→ **Exercise directions**
Quote the records that follow in full and exactly; leave out the pictures.

→ **Input records**
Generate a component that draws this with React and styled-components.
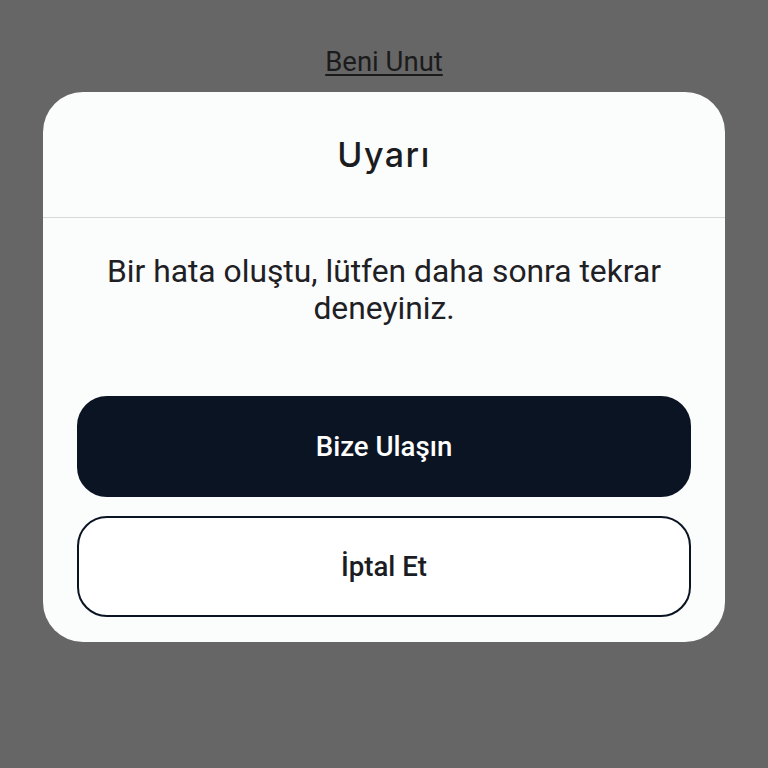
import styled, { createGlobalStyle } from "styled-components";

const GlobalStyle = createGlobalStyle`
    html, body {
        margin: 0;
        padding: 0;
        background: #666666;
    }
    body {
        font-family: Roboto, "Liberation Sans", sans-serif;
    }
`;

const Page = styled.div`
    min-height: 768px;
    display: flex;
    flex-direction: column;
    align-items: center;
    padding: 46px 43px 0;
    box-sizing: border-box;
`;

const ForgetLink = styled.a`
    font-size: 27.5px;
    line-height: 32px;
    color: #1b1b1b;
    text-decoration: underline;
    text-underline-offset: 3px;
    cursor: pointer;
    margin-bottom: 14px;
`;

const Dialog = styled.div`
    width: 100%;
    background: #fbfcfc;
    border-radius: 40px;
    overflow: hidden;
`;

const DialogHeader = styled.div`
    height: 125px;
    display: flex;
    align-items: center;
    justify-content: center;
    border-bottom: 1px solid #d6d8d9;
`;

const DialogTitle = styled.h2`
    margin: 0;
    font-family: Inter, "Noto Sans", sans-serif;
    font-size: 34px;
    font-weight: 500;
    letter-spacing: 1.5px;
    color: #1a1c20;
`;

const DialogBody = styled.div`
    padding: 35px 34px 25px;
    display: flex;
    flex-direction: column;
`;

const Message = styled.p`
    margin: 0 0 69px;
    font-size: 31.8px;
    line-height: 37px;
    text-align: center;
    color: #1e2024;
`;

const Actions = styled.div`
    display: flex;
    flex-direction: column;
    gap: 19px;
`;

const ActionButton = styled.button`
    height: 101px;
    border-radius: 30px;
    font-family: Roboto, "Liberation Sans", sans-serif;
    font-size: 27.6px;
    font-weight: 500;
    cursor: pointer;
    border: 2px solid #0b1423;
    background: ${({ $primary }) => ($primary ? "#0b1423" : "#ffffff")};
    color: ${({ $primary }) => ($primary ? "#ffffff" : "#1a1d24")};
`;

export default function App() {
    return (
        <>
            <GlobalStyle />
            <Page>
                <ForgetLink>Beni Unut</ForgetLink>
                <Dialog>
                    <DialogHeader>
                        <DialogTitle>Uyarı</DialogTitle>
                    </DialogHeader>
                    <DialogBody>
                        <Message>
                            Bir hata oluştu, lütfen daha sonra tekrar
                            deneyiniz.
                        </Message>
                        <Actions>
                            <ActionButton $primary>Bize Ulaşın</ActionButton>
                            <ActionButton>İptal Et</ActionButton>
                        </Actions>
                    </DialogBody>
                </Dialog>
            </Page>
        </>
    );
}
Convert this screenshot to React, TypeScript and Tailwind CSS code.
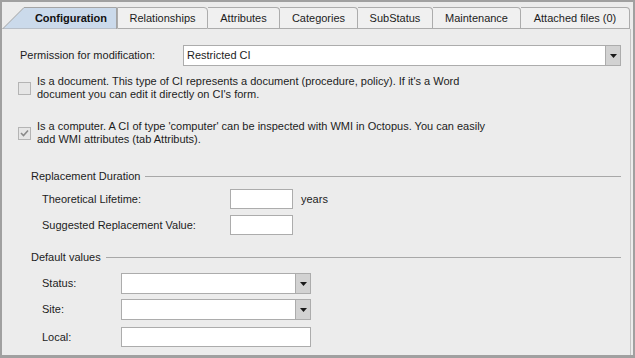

→ **Expected answer**
Generate a component that draws this with React and styled-components.
import styled, { createGlobalStyle } from "styled-components";

const GlobalStyle = createGlobalStyle`
    html, body {
        margin: 0;
        padding: 0;
        background: #666666;
    }
    body {
        font-family: Roboto, "Liberation Sans", sans-serif;
    }
`;

const Page = styled.div`
    min-height: 768px;
    display: flex;
    flex-direction: column;
    align-items: center;
    padding: 46px 43px 0;
    box-sizing: border-box;
`;

const ForgetLink = styled.a`
    font-size: 27.5px;
    line-height: 32px;
    color: #1b1b1b;
    text-decoration: underline;
    text-underline-offset: 3px;
    cursor: pointer;
    margin-bottom: 14px;
`;

const Dialog = styled.div`
    width: 100%;
    background: #fbfcfc;
    border-radius: 40px;
    overflow: hidden;
`;

const DialogHeader = styled.div`
    height: 125px;
    display: flex;
    align-items: center;
    justify-content: center;
    border-bottom: 1px solid #d6d8d9;
`;

const DialogTitle = styled.h2`
    margin: 0;
    font-family: Inter, "Noto Sans", sans-serif;
    font-size: 34px;
    font-weight: 500;
    letter-spacing: 1.5px;
    color: #1a1c20;
`;

const DialogBody = styled.div`
    padding: 35px 34px 25px;
    display: flex;
    flex-direction: column;
`;

const Message = styled.p`
    margin: 0 0 69px;
    font-size: 31.8px;
    line-height: 37px;
    text-align: center;
    color: #1e2024;
`;

const Actions = styled.div`
    display: flex;
    flex-direction: column;
    gap: 19px;
`;

const ActionButton = styled.button`
    height: 101px;
    border-radius: 30px;
    font-family: Roboto, "Liberation Sans", sans-serif;
    font-size: 27.6px;
    font-weight: 500;
    cursor: pointer;
    border: 2px solid #0b1423;
    background: ${({ $primary }) => ($primary ? "#0b1423" : "#ffffff")};
    color: ${({ $primary }) => ($primary ? "#ffffff" : "#1a1d24")};
`;

export default function App() {
    return (
        <>
            <GlobalStyle />
            <Page>
                <ForgetLink>Beni Unut</ForgetLink>
                <Dialog>
                    <DialogHeader>
                        <DialogTitle>Uyarı</DialogTitle>
                    </DialogHeader>
                    <DialogBody>
                        <Message>
                            Bir hata oluştu, lütfen daha sonra tekrar
                            deneyiniz.
                        </Message>
                        <Actions>
                            <ActionButton $primary>Bize Ulaşın</ActionButton>
                            <ActionButton>İptal Et</ActionButton>
                        </Actions>
                    </DialogBody>
                </Dialog>
            </Page>
        </>
    );
}
Convert this screenshot to React, TypeScript and Tailwind CSS code.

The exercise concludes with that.